Written instruction:
Copy out all lines with the word "this" in them.

Raw records:
>>

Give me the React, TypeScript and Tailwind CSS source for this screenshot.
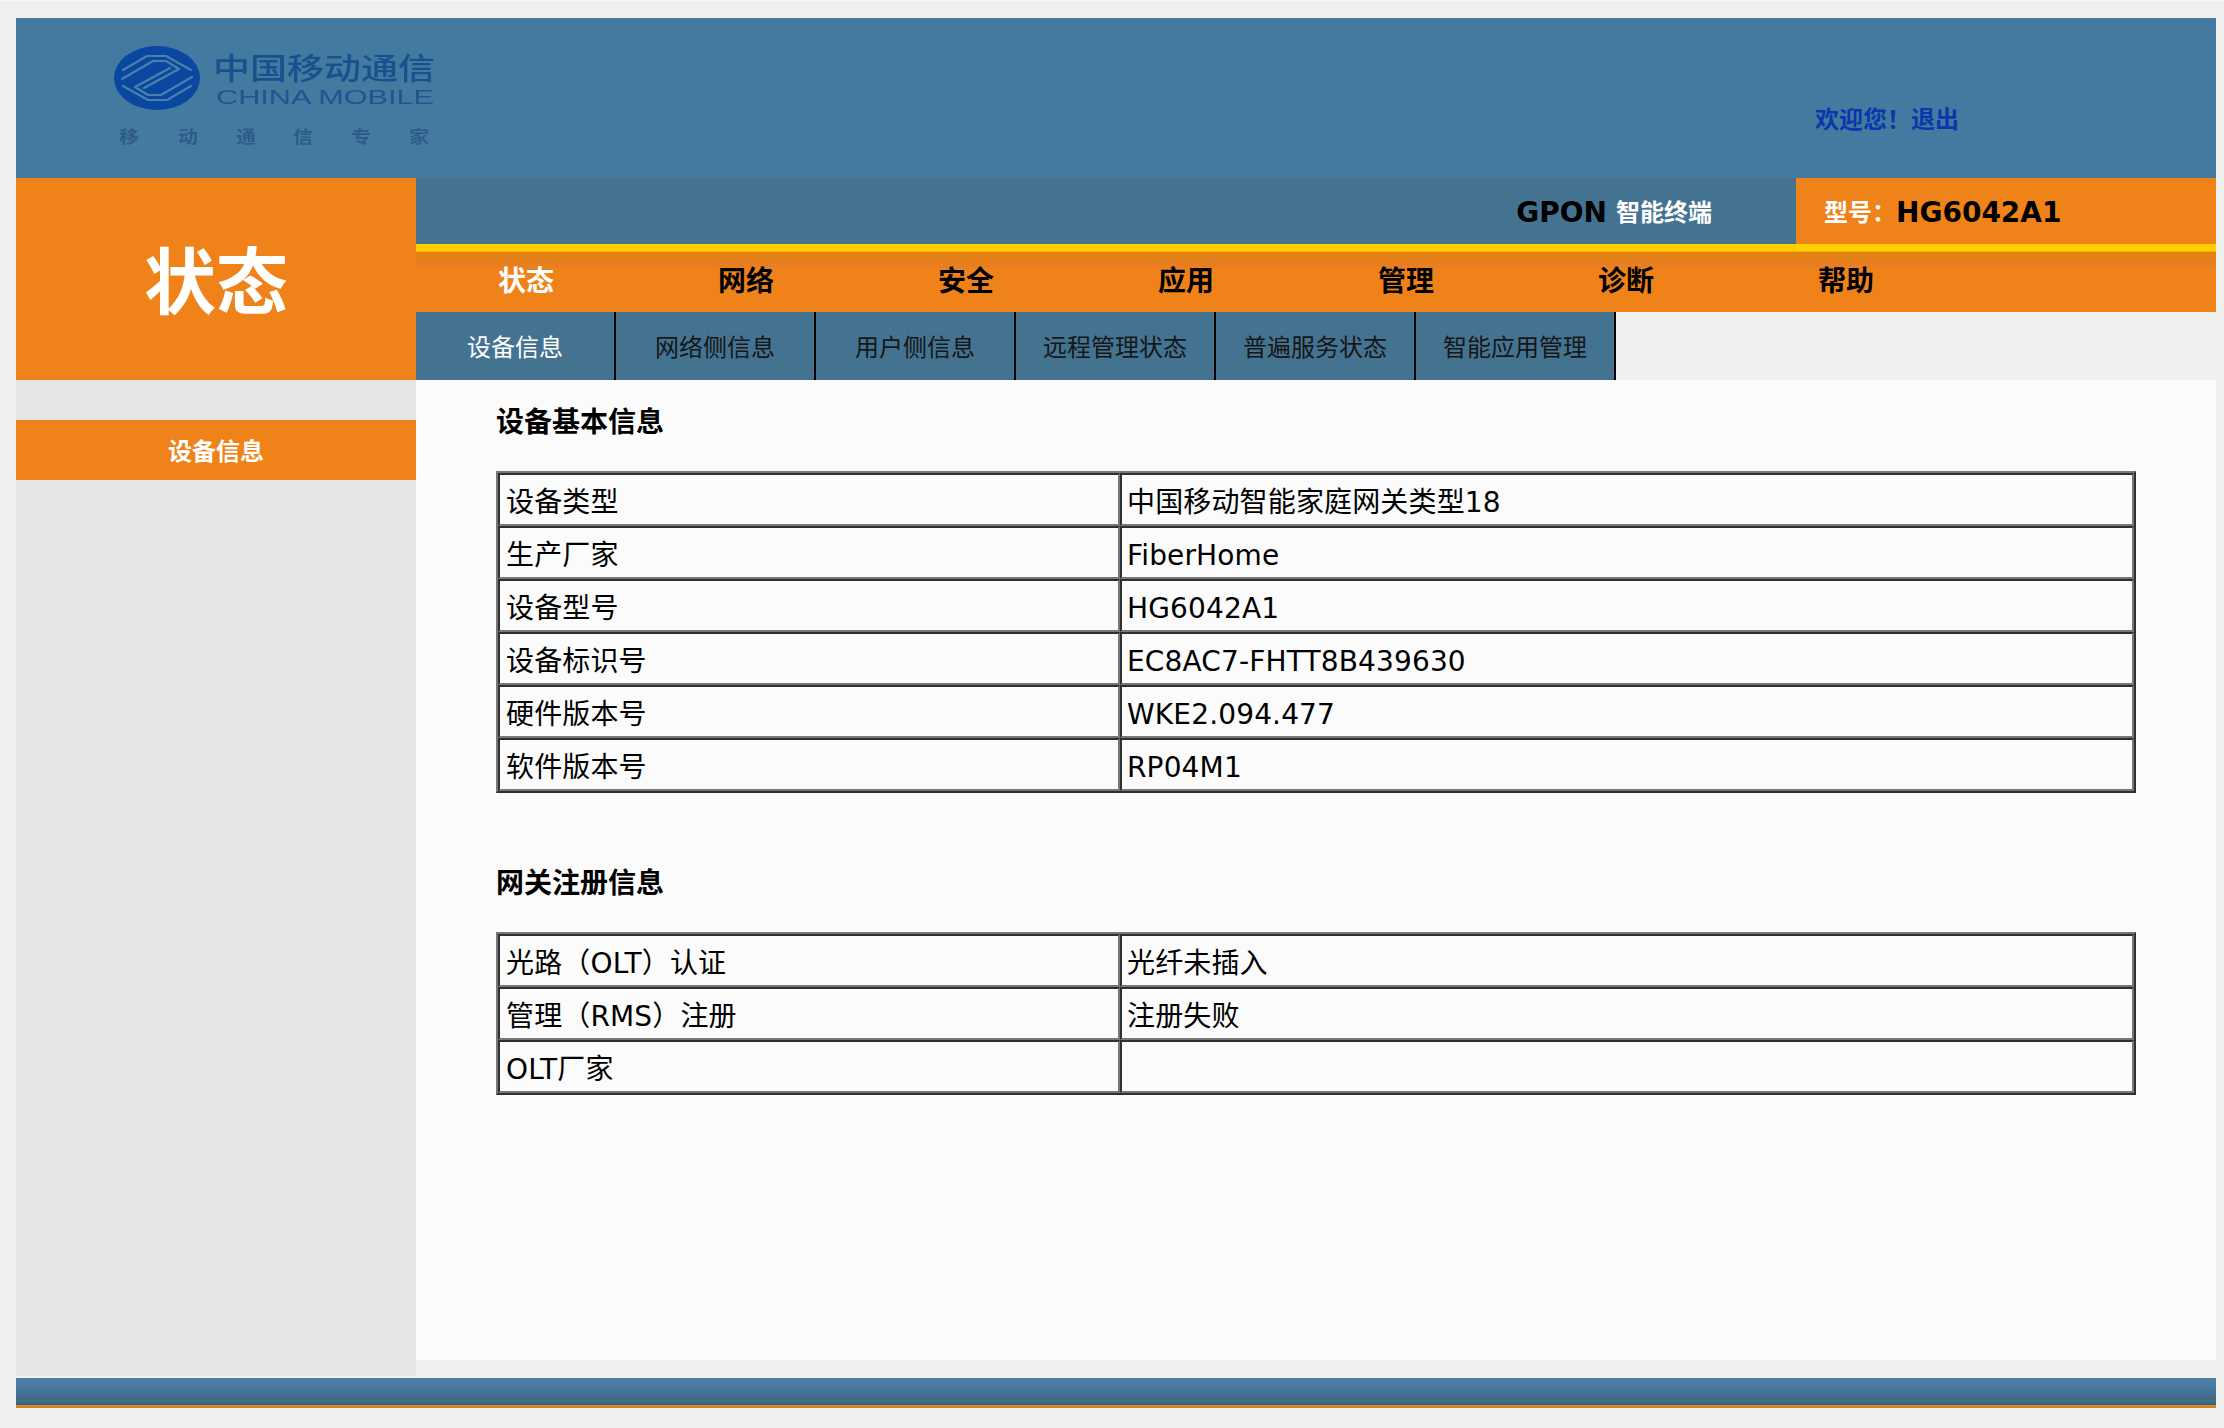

<<
>>

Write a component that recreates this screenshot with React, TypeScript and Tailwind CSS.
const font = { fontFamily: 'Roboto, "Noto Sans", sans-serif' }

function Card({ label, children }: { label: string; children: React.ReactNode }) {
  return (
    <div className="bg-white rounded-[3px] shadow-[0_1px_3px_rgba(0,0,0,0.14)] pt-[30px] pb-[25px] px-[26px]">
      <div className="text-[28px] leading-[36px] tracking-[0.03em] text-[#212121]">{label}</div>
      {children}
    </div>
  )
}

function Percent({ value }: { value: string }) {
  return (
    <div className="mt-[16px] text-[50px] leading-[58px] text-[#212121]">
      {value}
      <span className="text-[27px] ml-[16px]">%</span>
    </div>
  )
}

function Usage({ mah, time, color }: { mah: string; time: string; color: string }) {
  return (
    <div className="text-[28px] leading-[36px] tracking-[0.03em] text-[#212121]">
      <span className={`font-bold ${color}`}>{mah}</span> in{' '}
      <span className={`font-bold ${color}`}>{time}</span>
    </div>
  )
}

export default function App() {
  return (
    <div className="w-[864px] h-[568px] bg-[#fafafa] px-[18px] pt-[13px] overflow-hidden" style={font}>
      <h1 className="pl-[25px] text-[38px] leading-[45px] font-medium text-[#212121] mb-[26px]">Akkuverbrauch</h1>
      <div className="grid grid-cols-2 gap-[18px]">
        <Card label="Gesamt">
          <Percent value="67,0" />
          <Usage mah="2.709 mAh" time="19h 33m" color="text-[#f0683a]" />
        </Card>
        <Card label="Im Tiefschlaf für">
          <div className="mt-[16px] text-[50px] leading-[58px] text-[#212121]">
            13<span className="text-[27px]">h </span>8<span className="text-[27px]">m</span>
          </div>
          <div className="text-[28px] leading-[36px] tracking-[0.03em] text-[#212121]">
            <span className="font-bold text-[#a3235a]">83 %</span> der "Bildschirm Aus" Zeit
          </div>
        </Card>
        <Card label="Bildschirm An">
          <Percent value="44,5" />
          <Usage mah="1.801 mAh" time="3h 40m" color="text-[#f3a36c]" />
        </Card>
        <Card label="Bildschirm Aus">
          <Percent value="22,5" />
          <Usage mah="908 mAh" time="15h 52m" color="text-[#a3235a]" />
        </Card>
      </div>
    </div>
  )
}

<<

Written answer:
Give me the React, TypeScript and Tailwind CSS source for this screenshot.
Write a component that recreates this screenshot with React, TypeScript and Tailwind CSS.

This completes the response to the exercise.